Here at this performance opening nothing is ready an hour after doors open and Karilynn is already here and not wanting to stay so I suggest we head to the Narrow for a drink. Back into the rain I walk two blocks for one drink though technically I have a double. Once inside we run into Sasha and Lauren who are just coming from Gallery Fukai's opening of Ian Skedd where they weren't sure if anything was actually going on. I get the sense though they just can't be bothered to talk about what wasn't going on as their feet were wet and their jackets were soaked -- though Lauren gets going a little bit when I ask her what she hates most about being back in Vancouver. I could have stayed for another double if I hadn't made the trip to East 2nd with a purpose so I head back to the performance space -- one of these open concept/loft/live/work/gallery/performance spaces that remind me of being 24 again.

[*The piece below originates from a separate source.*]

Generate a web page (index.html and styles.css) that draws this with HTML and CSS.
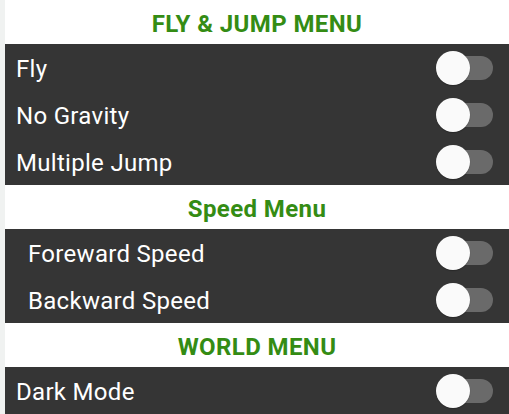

The space is crowded now with bodies grouped into small islands and a looping projection of lulling waves on an empty beach that stays on for the entire night. I am no longer in a chatty mood so I hang back leaning against the makeshift wall and stare up at the corrugated steel ceiling that is making everyone so uncomfortably warm. I can hear a chorus of conversations around me that are more rising inflections than anything cognizant and I am not bored but I am suddenly exhausted. As I'm eyeing the exit, the performance begins and Justin P and Justin G appear in black hoods that look like gas masks with smoke stack looking snouts. Wires hang down their throats to pedals on their hips that are further connected to contact mics dangling from their hands. They start playing with garbage, activating, some would say, the perimeters of refuse. They pull staged scraps from a clean steel garbage can placed in the center of the room that could have been dirtier and less staged in its placement. I can see through the mask that Justin P has his eyes closed at times when he tilts his head back to project the bellows of distortion coming from his contact mic. He howls out the excess and howl is just about my favorite word in the English language. Justin G appears more methodical, more concerned with manipulating the mic against surfaces, and it's their contrast in approach that keeps me watching. They stay close to the ground with their masks and their Made in Canada garbage can churning out this soundscape and something decent is happening, not mind blowing -- that is not the point -- but they are decent because they are doing and it doesn't feel like wanking. The piece I feel is too long and it turns out to be only an excerpt of a longer work and album they are taking to Japan.
The lights come on and the girls behind the bar try to transform the MDF cubicle into a dance party, but the space clears and plans are made to head to The Cedar Tavern. My jacket hasn't dried from earlier as I walk to Cedar Tavern with Warren who knows the way and doesn't want to stay in the MDF cubicle any longer either. We've met a few times before but this is the second time we have a conversation about the art game and I once again get super worked up over the rules of the game. I cannot accept many factors of the game, but I don't know if there's a general misunderstanding that displeasure equals quitting and that playing only means compliance. Warren gives me a friendly warning that there will probably be people I have to introduce myself to when I get to the Cedar Tavern, but I save us both the trouble as I buy him a beer for walking with me and I split off.
It's an alleyway speakeasy with an unfortunate art history reference but the works inside do not match that reference. There's a small gallery space along the front with some forgettable paintings hanging on each wall and it becomes the only room in another wise crowded space that never seems able to hold anyone for long. Art showing is never half as interesting as art making, not even in its spatial correlations, and while this was even the subject matter of Feyrer's show with the damning title, we all play along as the gallery space is where the value of the work occurs in exchanges unfolding.
I run into waves of people coming from Samuel Roy-Bois' open house at Langara and the unanimous report was about the copious amounts of food  from pigs in a blanket to a mountain of meatballs. I end up explaining to a Torontonian about the makings of a pupusa and he grew nostalgic for Jamaican patties. Zuzia joins the pupusa conversation as she arrives from Anza with Dawn, Jenny, and Mike. They were playing darts and doing shots and thought of me. She recommends a place off Nanaimo and Hastings for the best pupusas in town and I want to go there now. Aaron had recommended the place on Commercial, but I'm still researching the places on Victoria. It's best when we can sustain conversations about other things, which is maybe the difference between having friends and having peers. I talk about the shapes of the alphabet with someone named John and we learn together that a "m" is the letter "h" doing a back bend. Outside the randomness of conversations is slipping and I run into Justin P again. I tell him I liked his show and I meant it. Those who are left in the middle of the night share good-byes and the rain is still falling as I make my way home.